Seizure can also refer to the act of taking hold of property, for this meaning see Seizure (law)
A video of a seizure
Someone who has bitten the tip of their tongue while having a seizure

A seizure happens when the nerves in a person's brain act strangely. Nerves send information, partly through electrical signals. Usually, nerves in the brain (called neurons) do not fire at the same time. During a seizure, groups of nerves start firing together, too fast.[1] This causes there to be too much disorganized electrical activity in the brain.

Most people think a person with a seizure will shake and twitch. Some will, but there are also other kinds of seizures.[2]

Types of Seizures

There are many different types of seizures. They are named by how much of the brain they affect and what happens to the person when they are having that type of seizure.

Partial seizures

In partial seizures, only a small part of the brain is involved in the seizure. These seizures can be more specifically called:

  • Simple partial: The person stays awake the whole time the seizure is happening. They may twitch (especially in just one part of their body), feel dizzy, or smell and taste things that are not there.
  • Complex partial: The person "zones out" during the seizure and may seem confused, experience deja vu, laugh, feel afraid, see things that are not there, or smell something bad.
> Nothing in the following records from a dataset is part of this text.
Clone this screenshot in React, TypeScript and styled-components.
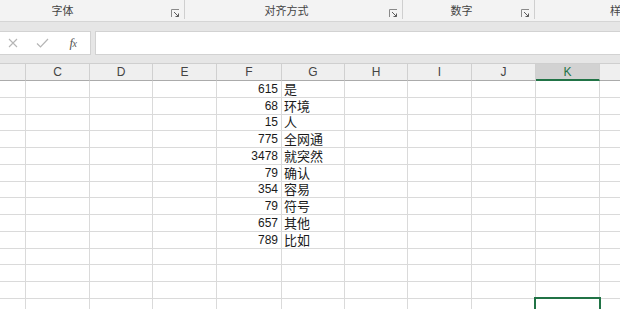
import styled, { createGlobalStyle } from 'styled-components';

const GlobalStyle = createGlobalStyle`
  html, body {
    margin: 0;
    padding: 0;
    background: #ffffff;
    overflow: hidden;
  }
  body {
    font-family: 'Liberation Sans', 'Noto Sans CJK SC', sans-serif;
  }
`;

const COLS = [26, 64, 63, 64, 65, 63, 63, 64, 64, 64, 40];
const LETTERS = ['', 'C', 'D', 'E', 'F', 'G', 'H', 'I', 'J', 'K', ''];
const ROW_HEIGHTS = [17, 17, 16, 17, 17, 17, 16, 17, 17, 17, 16, 17, 17, 20];
const SELECTED_COL = 9;
const SELECTED_ROW = 13;

const DATA: [number, string][] = [
  [615, '是'],
  [68, '环境'],
  [15, '人'],
  [775, '全网通'],
  [3478, '就突然'],
  [79, '确认'],
  [354, '容易'],
  [79, '符号'],
  [657, '其他'],
  [789, '比如'],
];

const GROUPS = [
  { label: '字体', width: 229, offset: -45, launcher: true },
  { label: '对齐方式', width: 217, offset: 0, launcher: true },
  { label: '数字', width: 131, offset: 0, launcher: true },
  { label: '样式', width: 172, offset: 0, launcher: false },
];

const Page = styled.div`
  width: 620px;
  height: 309px;
  overflow: hidden;
  background: #ffffff;
`;

const Ribbon = styled.div`
  display: flex;
  height: 21px;
  background: #f3f3f3;
  border-bottom: 1px solid #d5d5d5;
  overflow: hidden;
`;

const Group = styled.div<{ $w: number; $offset: number }>`
  flex: 0 0 ${p => p.$w}px;
  margin-left: ${p => p.$offset}px;
  display: flex;
  align-items: flex-end;
  height: 19px;
  border-right: 1px solid #cfcfcf;
`;

const GroupLabel = styled.div`
  flex: 1;
  text-align: center;
  font-family: 'Noto Sans CJK SC', sans-serif;
  font-size: 11px;
  line-height: 14px;
  padding-bottom: 2px;
  color: #444444;
  white-space: nowrap;
`;

const Launcher = styled.svg`
  flex: 0 0 9px;
  width: 9px;
  height: 9px;
  margin: 0 4px 1px 1px;
`;

const FormulaArea = styled.div`
  height: 41px;
  background: #e6e6e6;
  display: flex;
  align-items: flex-start;
  padding-top: 9px;
  box-sizing: border-box;
  gap: 3px;
`;

const FxBox = styled.div`
  width: 91px;
  height: 24px;
  box-sizing: border-box;
  background: #ffffff;
  border: 1px solid #d2d2d2;
  border-left: 0;
  display: flex;
  align-items: center;
`;

const FxButton = styled.div<{ $w: number }>`
  width: ${p => p.$w}px;
  display: flex;
  justify-content: center;
  align-items: center;
  color: #b5b5b5;
`;

const FxText = styled.span`
  font-family: 'Liberation Serif', serif;
  font-style: italic;
  font-size: 13px;
  color: #555555;
  letter-spacing: -0.5px;
`;

const FxSub = styled.span`
  font-size: 10px;
`;

const FormulaInput = styled.div`
  flex: 1;
  height: 24px;
  box-sizing: border-box;
  background: #ffffff;
  border: 1px solid #d2d2d2;
  border-right: 0;
  margin-left: 1px;
`;

const Grid = styled.div`
  display: grid;
  grid-template-columns: ${COLS.map(c => `${c}px`).join(' ')};
`;

const HeaderRow = styled(Grid)`
  height: 18px;
  background: #efefef;
  border-top: 1px solid #cfcfcf;
  box-sizing: border-box;
`;

const HeaderCell = styled.div<{ $selected?: boolean }>`
  box-sizing: border-box;
  height: 17px;
  border-right: 1px solid #d0d0d0;
  border-bottom: ${p => (p.$selected ? '2px solid #217346' : '1px solid #ababab')};
  background: ${p => (p.$selected ? '#d2d2d2' : 'transparent')};
  color: ${p => (p.$selected ? '#217346' : '#444444')};
  font-size: 12px;
  line-height: 16px;
  text-align: center;
`;

const Row = styled(Grid)<{ $h: number }>`
  height: ${p => p.$h}px;
`;

const Cell = styled.div<{ $align?: 'left' | 'right' }>`
  position: relative;
  box-sizing: border-box;
  border-right: 1px solid #dadada;
  border-bottom: 1px solid #dadada;
  display: flex;
  align-items: flex-end;
  justify-content: ${p => (p.$align === 'right' ? 'flex-end' : 'flex-start')};
  padding: 0 3px 1px 2px;
  color: #1a1a1a;
  white-space: nowrap;
`;

const NumberText = styled.span`
  display: block;
  font-family: 'Liberation Sans', sans-serif;
  font-size: 12px;
  line-height: 14px;
`;

const CjkText = styled.span`
  display: block;
  font-family: 'Noto Sans CJK SC', sans-serif;
  font-size: 13px;
  line-height: 14px;
`;

const Selection = styled.div`
  position: absolute;
  left: -2px;
  right: -2px;
  top: -2px;
  height: 40px;
  border: 2px solid #217346;
  pointer-events: none;
`;

function LauncherIcon() {
  return (
    <Launcher viewBox="0 0 9 9">
      <path d="M0.5 8V0.5H8" fill="none" stroke="#8a8a8a" strokeWidth="1" />
      <path d="M3 3L7.5 7.5M7.5 4.5V7.5H4.5" fill="none" stroke="#5a5a5a" strokeWidth="1" />
    </Launcher>
  );
}

export default function App() {
  return (
    <>
      <GlobalStyle />
      <Page>
        <Ribbon>
          {GROUPS.map(g => (
            <Group key={g.label} $w={g.width} $offset={g.offset}>
              <GroupLabel>{g.label}</GroupLabel>
              {g.launcher && <LauncherIcon />}
            </Group>
          ))}
        </Ribbon>

        <FormulaArea>
          <FxBox>
            <FxButton $w={26}>
              <svg width="10" height="10" viewBox="0 0 10 10">
                <path d="M1 1L9 9M9 1L1 9" stroke="#b5b5b5" strokeWidth="1.1" fill="none" />
              </svg>
            </FxButton>
            <FxButton $w={32}>
              <svg width="13" height="10" viewBox="0 0 13 10">
                <path d="M1 5.5L4.5 9L12 1" stroke="#b5b5b5" strokeWidth="1.2" fill="none" />
              </svg>
            </FxButton>
            <FxButton $w={30}>
              <FxText>
                f<FxSub>x</FxSub>
              </FxText>
            </FxButton>
          </FxBox>
          <FormulaInput />
        </FormulaArea>

        <HeaderRow>
          {LETTERS.map((l, i) => (
            <HeaderCell key={i} $selected={i === SELECTED_COL}>
              {l}
            </HeaderCell>
          ))}
        </HeaderRow>

        {ROW_HEIGHTS.map((h, r) => {
          const item = DATA[r];
          return (
            <Row key={r} $h={h}>
              {COLS.map((_, c) => (
                <Cell key={c} $align={c === 4 ? 'right' : 'left'}>
                  {item && c === 4 && <NumberText>{item[0]}</NumberText>}
                  {item && c === 5 && <CjkText>{item[1]}</CjkText>}
                  {r === SELECTED_ROW && c === SELECTED_COL && <Selection />}
                </Cell>
              ))}
            </Row>
          );
        })}
      </Page>
    </>
  );
}
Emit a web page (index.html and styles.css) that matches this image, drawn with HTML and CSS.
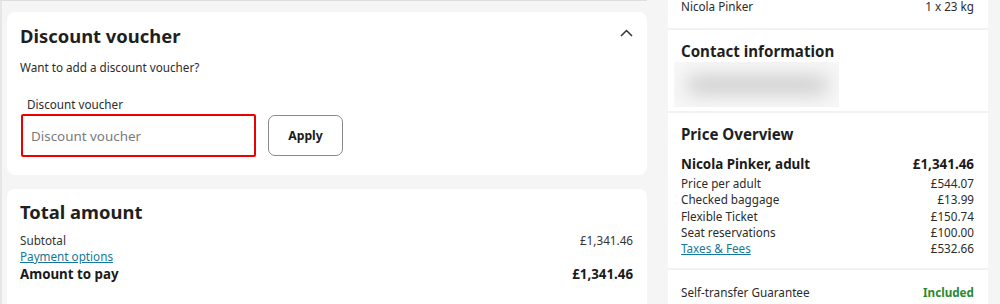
FILE: index.html
```html
<!DOCTYPE html>
<html lang="en">
<head>
<meta charset="utf-8">
<title>Checkout</title>
<link rel="stylesheet" href="styles.css">
</head>
<body>
<div class="page">
  <main class="main">
    <section class="card voucher">
      <div class="card-head">
        <h2 class="card-title">Discount voucher</h2>
        <svg class="chevron" width="13" height="8" viewBox="0 0 13 8" aria-hidden="true">
          <path d="M1 7 L6.5 1.5 L12 7" fill="none" stroke="#333" stroke-width="1.5"/>
        </svg>
      </div>
      <p class="intro">Want to add a discount voucher?</p>
      <label class="field-label" for="voucher">Discount voucher</label>
      <div class="voucher-row">
        <input id="voucher" class="voucher-input" type="text" placeholder="Discount voucher">
        <button class="apply-btn" type="button">Apply</button>
      </div>
    </section>

    <section class="card total">
      <h2 class="card-title">Total amount</h2>
      <div class="total-row">
        <span>Subtotal</span><span>£1,341.46</span>
      </div>
      <div class="total-row">
        <a class="link" href="#">Payment options</a>
      </div>
      <div class="total-row total-pay">
        <span>Amount to pay</span><span>£1,341.46</span>
      </div>
    </section>
  </main>

  <aside class="summary">
    <section class="sum-sec sum-top">
      <div class="sum-row top-row"><span>Nicola Pinker</span><span>1 x 23 kg</span></div>
    </section>
    <section class="sum-sec contact">
      <h3 class="sum-title">Contact information</h3>
      <div class="blurred"><div class="blurred-inner"></div></div>
    </section>
    <section class="sum-sec price">
      <h3 class="sum-title">Price Overview</h3>
      <div class="sum-row person"><span>Nicola Pinker, adult</span><span>£1,341.46</span></div>
      <div class="sum-row"><span>Price per adult</span><span>£544.07</span></div>
      <div class="sum-row"><span>Checked baggage</span><span>£13.99</span></div>
      <div class="sum-row"><span>Flexible Ticket</span><span>£150.74</span></div>
      <div class="sum-row"><span>Seat reservations</span><span>£100.00</span></div>
      <div class="sum-row"><a class="link" href="#">Taxes &amp; Fees</a><span>£532.66</span></div>
    </section>
    <section class="sum-sec guarantee">
      <div class="sum-row"><span>Self-transfer Guarantee</span><span class="included">Included</span></div>
    </section>
  </aside>
</div>
</body>
</html>
```
FILE: styles.css
```css
* { box-sizing: border-box; }

html, body {
  margin: 0;
  padding: 0;
  background: #f5f5f5;
  font-family: "Noto Sans", "Open Sans", Arial, sans-serif;
  color: #1f1f1f;
  overflow: hidden;
}

.page {
  display: flex;
  align-items: flex-start;
  gap: 21px;
  height: 304px;
}

.main {
  width: 647px;
  flex: none;
  border-top: 1px solid #dddddd;
  border-left: 2px solid #e6e6e6;
  padding: 11px 0 0 5px;
  display: flex;
  flex-direction: column;
  gap: 14px;
  height: 304px;
}

.card {
  background: #ffffff;
  border-radius: 8px;
  padding: 10px 14px 18px 13px;
}

.card-head {
  display: flex;
  justify-content: space-between;
  align-items: flex-start;
}

.chevron {
  margin-top: 7px;
  flex: none;
}

.card-title {
  margin: 0;
  font-size: 18.4px;
  line-height: 28px;
  font-weight: 700;
  color: #1f1f1f;
}

.intro {
  margin: 8px 0 0;
  font-size: 11.7px;
  line-height: 18px;
  color: #2b2b2b;
}

.field-label {
  display: block;
  margin-top: 19px;
  padding-left: 7px;
  font-size: 11.7px;
  line-height: 18px;
  color: #2b2b2b;
}

.voucher-row {
  display: flex;
  align-items: center;
  gap: 12px;
  margin-top: 1px;
  margin-left: 1px;
}

.voucher-input {
  width: 235px;
  height: 43px;
  border: 2px solid #ec0000;
  border-radius: 2px;
  padding: 0 8px;
  font-family: inherit;
  font-size: 13.4px;
  color: #1f1f1f;
  background: #fff;
  outline: none;
}

.voucher-input::placeholder {
  color: #7a7a7a;
}

.apply-btn {
  width: 75px;
  height: 41px;
  border: 1px solid #8a8a8a;
  border-radius: 7px;
  background: #fff;
  font-family: inherit;
  font-size: 12.2px;
  font-weight: 700;
  color: #1a1a1a;
  padding: 0;
}

.total {
  flex: 1;
  padding-top: 9px;
  border-radius: 8px 8px 0 0;
}

.total-row {
  display: flex;
  justify-content: space-between;
  font-size: 11.7px;
  line-height: 16px;
  color: #333333;
}

.total-row:first-of-type {
  margin-top: 6px;
}

.total-pay {
  font-size: 13.3px;
  line-height: 20px;
  font-weight: 700;
  color: #1a1a1a;
}

.link {
  color: #17779a;
  text-decoration: underline;
}

.summary {
  width: 320px;
  flex: none;
  background: #ffffff;
  height: 304px;
}

.sum-sec {
  padding: 0 14px 0 13px;
}

.sum-sec + .sum-sec {
  border-top: 2px solid #f2f2f2;
}

.sum-row {
  display: flex;
  justify-content: space-between;
  font-size: 11.7px;
  line-height: 16.25px;
  color: #2b2b2b;
}

.sum-top {
  padding-top: 1px;
  padding-bottom: 17px;
}

.top-row {
  line-height: 10px;
}

.sum-title {
  margin: 0;
  font-size: 15.1px;
  line-height: 22px;
  font-weight: 700;
  color: #1f1f1f;
}

.contact {
  padding-top: 10px;
  padding-bottom: 4px;
}

.blurred {
  width: 165px;
  height: 45px;
  margin-left: -7px;
  background: #f7f7f7;
  overflow: hidden;
}

.blurred-inner {
  margin: 13px 10px 0 12px;
  height: 20px;
  border-radius: 10px;
  background: #d0d0d0;
  filter: blur(9px);
}

.price {
  padding-top: 10px;
  padding-bottom: 12px;
}

.person {
  margin-top: 10px;
  margin-bottom: 1px;
  font-size: 13.4px;
  line-height: 19px;
  font-weight: 700;
  color: #1a1a1a;
}

.guarantee {
  padding-top: 14px;
}

.included {
  color: #2a8a2e;
  font-weight: 700;
}
```
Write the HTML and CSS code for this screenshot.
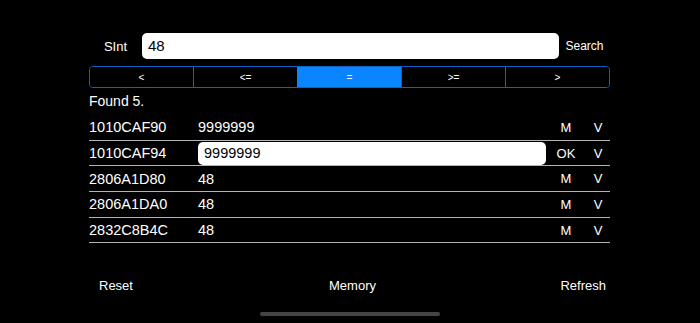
FILE: index.html
```html
<!DOCTYPE html>
<html lang="en">
<head>
    <meta charset="UTF-8">
    <meta name="viewport" content="width=device-width, initial-scale=1.0">
    <title>Memory</title>
    <link rel="stylesheet" href="styles.css">
</head>
<body>
    <div class="screen">
        <div class="search-row">
            <span class="type-label">SInt</span>
            <div class="search-field">48</div>
            <button class="link search-btn">Search</button>
        </div>

        <div class="segments">
            <button class="segment">&lt;</button>
            <button class="segment">&lt;=</button>
            <button class="segment selected">=</button>
            <button class="segment">&gt;=</button>
            <button class="segment">&gt;</button>
        </div>

        <div class="found">Found 5.</div>

        <div class="results">
            <div class="row">
                <span class="addr">1010CAF90</span>
                <span class="value">9999999</span>
                <button class="link act">M</button>
                <button class="link act v">V</button>
            </div>
            <div class="row">
                <span class="addr">1010CAF94</span>
                <span class="value"><span class="edit-field">9999999</span></span>
                <button class="link act">OK</button>
                <button class="link act v">V</button>
            </div>
            <div class="row">
                <span class="addr">2806A1D80</span>
                <span class="value">48</span>
                <button class="link act">M</button>
                <button class="link act v">V</button>
            </div>
            <div class="row">
                <span class="addr">2806A1DA0</span>
                <span class="value">48</span>
                <button class="link act">M</button>
                <button class="link act v">V</button>
            </div>
            <div class="row">
                <span class="addr">2832C8B4C</span>
                <span class="value">48</span>
                <button class="link act">M</button>
                <button class="link act v">V</button>
            </div>
        </div>
    </div>

    <div class="toolbar">
        <button class="link reset">Reset</button>
        <button class="link memory">Memory</button>
        <button class="link refresh">Refresh</button>
    </div>
    <div class="home-indicator"></div>
</body>
</html>
```

FILE: styles.css
```css
body {
    margin: 0;
    height: 323px;
    background-color: #000;
    color: #fff;
    font-family: "Liberation Sans", Arial, sans-serif;
    font-size: 13px;
    overflow: hidden;
}

.link {
    background: none;
    border: none;
    padding: 0;
    color: #fff;
    font-family: inherit;
    font-size: 13px;
    cursor: pointer;
}

.screen {
    width: 521px;
    margin-left: 89px;
    padding-top: 33px;
}

.search-row {
    display: flex;
    align-items: center;
    height: 26px;
}

.type-label {
    width: 53px;
    text-align: center;
}

.search-field {
    flex: 1;
    height: 26px;
    line-height: 26px;
    background-color: #fff;
    color: #000;
    border-radius: 5px;
    padding-left: 6px;
    font-size: 15px;
}

.search-btn {
    width: 51px;
    text-align: center;
    font-size: 12px;
}

.segments {
    display: flex;
    margin-top: 7px;
    height: 22px;
    border: 1px solid #0a64c8;
    border-radius: 4px;
    box-sizing: border-box;
    overflow: hidden;
}

.segment {
    flex: 1;
    background: #000;
    border: none;
    border-left: 1px solid #0a64c8;
    color: #fff;
    font-family: inherit;
    font-size: 10px;
    padding: 0;
}

.segment:first-child {
    border-left: none;
}

.segment.selected {
    background-color: #0a84ff;
    border-left-color: #0a84ff;
}

.found {
    margin-top: 5px;
    height: 16px;
    line-height: 16px;
    font-size: 14px;
}

.results {
    margin-top: 6px;
}

.row {
    display: flex;
    align-items: center;
    height: 24.7px;
    border-bottom: 1px solid #b4b4b4;
    font-size: 14.5px;
}

.addr {
    width: 109px;
}

.value {
    flex: 1;
}

.edit-field {
    display: block;
    height: 23px;
    line-height: 23px;
    margin-top: 1px;
    padding-left: 6px;
    background-color: #fff;
    color: #000;
    border-radius: 5px;
}

.act {
    width: 40px;
    text-align: center;
}

.act.v {
    width: 24px;
}

.toolbar {
    display: grid;
    grid-template-columns: 1fr auto 1fr;
    align-items: center;
    margin-top: 32px;
    padding: 0 94px 0 99px;
    height: 20px;
}

.reset {
    justify-self: start;
}

.refresh {
    justify-self: end;
}

.home-indicator {
    width: 180px;
    height: 4px;
    margin: 17px auto 0;
    border-radius: 2px;
    background-color: #444;
}
```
The person may also do something over and over again, like button and rebutton a shirt.

Generalized seizures

In generalized seizures, a larger part of the brain is involved in the seizure. Often, parts of both hemispheres (halves of the brain) are affected. These seizures can be more specifically called:

  • Tonic-clonic - The person faints, and starts having involuntary jerking motions. They may bite their tongue, scream, drool, urinate or defecate. This kind of seizure often follows an aura, or strange feeling the person has, although not all people who have these seizures get these feelings. Tonic-clonic seizures can last up to 20 minutes.
  • Absence - People having absence seizures often look like they are just "spaced out." They do not fall to the ground or have jerking movements, but they do not seem to hear or notice anything around them. Other people may not notice that the person is having a seizure at all. The person may simply freeze in place and pick up where they left off when the seizure is over. The person having the seizure usually does not remember it afterward. This kind of seizure only lasts up to 10 seconds.
  • Myoclonic - A myoclonic jerk is a sudden jerking motion, usually on both sides of the body. This kind of seizure is most common in children under 5. Myoclonic seizures can be seen in adults, who tend of have myoclonic jerks when they are falling asleep or already asleep. Children can have these myoclonic jerks while awake.

Status epilepticus: A medical emergency

Status epilepticus is a medical emergency. A person is "in status" when:[3]

  • They have a seizure that lasts more than five minutes; OR
  • They have more than one seizure without recovering in between.

Status epilepticus is a medical emergency because the brain will not get enough oxygen during a long seizure. This can cause brain damage or death.[3]